Repeat the full listing below verbatim and keep the images out.

______________________________

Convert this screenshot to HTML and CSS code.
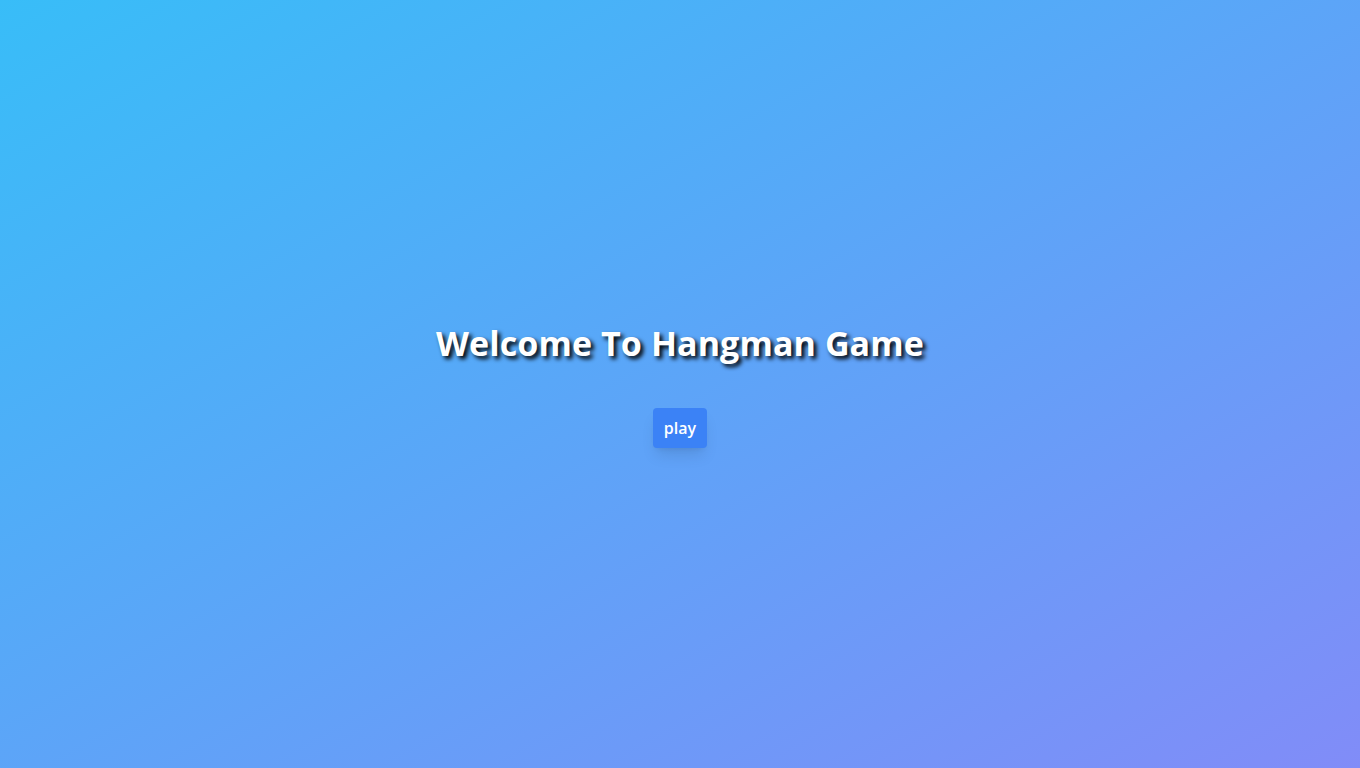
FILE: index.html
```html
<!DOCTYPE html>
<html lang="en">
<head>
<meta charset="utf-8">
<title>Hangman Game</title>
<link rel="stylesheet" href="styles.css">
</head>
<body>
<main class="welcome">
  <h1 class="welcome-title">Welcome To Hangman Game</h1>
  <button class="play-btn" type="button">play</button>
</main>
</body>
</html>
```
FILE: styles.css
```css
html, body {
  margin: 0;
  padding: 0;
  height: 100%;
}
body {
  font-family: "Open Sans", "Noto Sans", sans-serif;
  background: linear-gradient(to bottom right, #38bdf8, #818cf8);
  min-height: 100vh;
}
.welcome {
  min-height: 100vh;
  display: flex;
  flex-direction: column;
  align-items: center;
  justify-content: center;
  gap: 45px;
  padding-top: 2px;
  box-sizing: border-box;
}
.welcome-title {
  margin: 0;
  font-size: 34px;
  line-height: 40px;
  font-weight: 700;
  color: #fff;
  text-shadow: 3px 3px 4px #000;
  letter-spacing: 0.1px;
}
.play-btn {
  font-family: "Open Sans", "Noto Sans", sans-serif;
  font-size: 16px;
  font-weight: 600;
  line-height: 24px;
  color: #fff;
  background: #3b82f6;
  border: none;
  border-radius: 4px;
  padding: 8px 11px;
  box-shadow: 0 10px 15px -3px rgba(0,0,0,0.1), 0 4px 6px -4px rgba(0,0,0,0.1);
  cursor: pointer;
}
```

______________________________

* REPLY TO THE TASK *
Convert this screenshot to HTML and CSS code.
FILE: index.html
```html
<!DOCTYPE html>
<html lang="en">
<head>
<meta charset="utf-8">
<title>Hangman Game</title>
<link rel="stylesheet" href="styles.css">
</head>
<body>
<main class="welcome">
  <h1 class="welcome-title">Welcome To Hangman Game</h1>
  <button class="play-btn" type="button">play</button>
</main>
</body>
</html>
```
FILE: styles.css
```css
html, body {
  margin: 0;
  padding: 0;
  height: 100%;
}
body {
  font-family: "Open Sans", "Noto Sans", sans-serif;
  background: linear-gradient(to bottom right, #38bdf8, #818cf8);
  min-height: 100vh;
}
.welcome {
  min-height: 100vh;
  display: flex;
  flex-direction: column;
  align-items: center;
  justify-content: center;
  gap: 45px;
  padding-top: 2px;
  box-sizing: border-box;
}
.welcome-title {
  margin: 0;
  font-size: 34px;
  line-height: 40px;
  font-weight: 700;
  color: #fff;
  text-shadow: 3px 3px 4px #000;
  letter-spacing: 0.1px;
}
.play-btn {
  font-family: "Open Sans", "Noto Sans", sans-serif;
  font-size: 16px;
  font-weight: 600;
  line-height: 24px;
  color: #fff;
  background: #3b82f6;
  border: none;
  border-radius: 4px;
  padding: 8px 11px;
  box-shadow: 0 10px 15px -3px rgba(0,0,0,0.1), 0 4px 6px -4px rgba(0,0,0,0.1);
  cursor: pointer;
}
```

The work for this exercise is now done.